The Midrash on Psalms asks how a valley becomes the holiest place on earth. The answer is not geological. It is a command.
The Hills That Were Ordered to Move
God summoned the mountains surrounding that unnamed hollow and issued an instruction: come together. Yield to each other. Merge. The hills, obedient as clay, moved inward. The valley floor was forced upward. What had been a depression in the earth became a height from which the whole world could be seen.
This is what the Midrash on Psalms 91:7 preserves, compiled in the academies of late antique Palestine sometime between the sixth and eighth centuries CE. The holiest place on earth did not start holy. It was manufactured from the outside in, assembled by divine command from materials that had been lying around in ordinary geographical arrangements.

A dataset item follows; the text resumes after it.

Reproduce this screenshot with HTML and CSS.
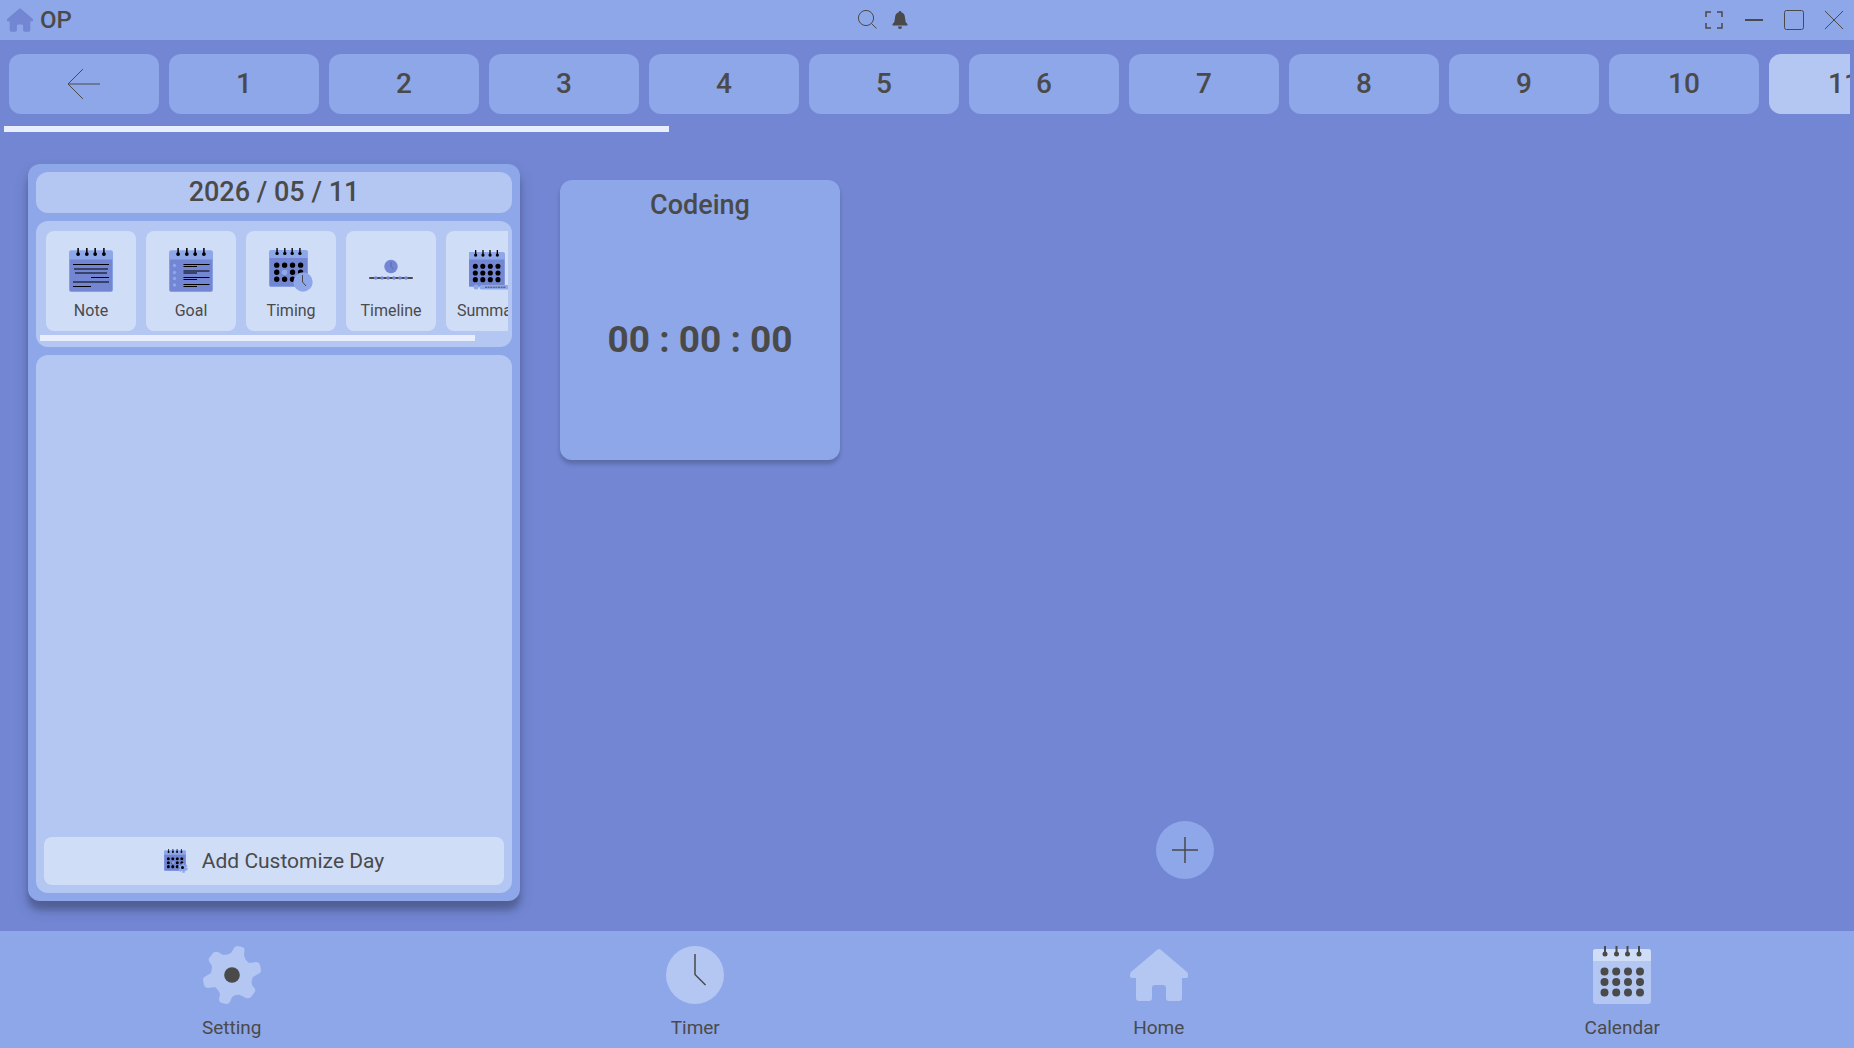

The logic runs against every intuition about sacred geography. Sacred places are supposed to be elevated by nature, set apart by their inherent character. The rabbinic tradition insists on the opposite: God is drawn toward what is low. The valley was chosen because it was a valley. The mountain was made because the valley needed to become one.
What the Red Sea Had to Do With It
The creation of Mount Moriah was not an isolated miracle. The Midrash on Psalms places it in a sequence of cosmological negotiations between the Holy One and the natural world. When God prepared to part the Red Sea, the sea initially refused. It took a divine command, and the tradition records that the sea complied only after being reminded of what had been established at creation: that certain places and certain waters had agreed, at the very beginning, to yield when called upon.
Mount Moriah was part of that original compact. The hills that merged to form it were not coerced. They participated. The sacred geography of Israel, in this reading, was not imposed on a resistant world but activated from a world that had been prepared for it since the first days of creation. The mountain was always going to be a mountain. It was just waiting for the moment to rise.
How the Valley Was Raised Instead of a Peak Chosen
The Midrash makes the point precisely. Had God chosen the highest peak already standing, holiness would have rested on natural elevation, on the inherent specialness of certain places. By choosing a valley and raising it, the order is reversed: holiness is not found in what was already tall. It is created by what is willing to be gathered and lifted.
Abraham arrived at a mountain that had been built specifically for the moment of the binding. The stones were already there, as another tradition insists. The altar was already waiting. The place had been prepared not by human hands but by the movement of hills that had agreed at the beginning of time to come together when commanded.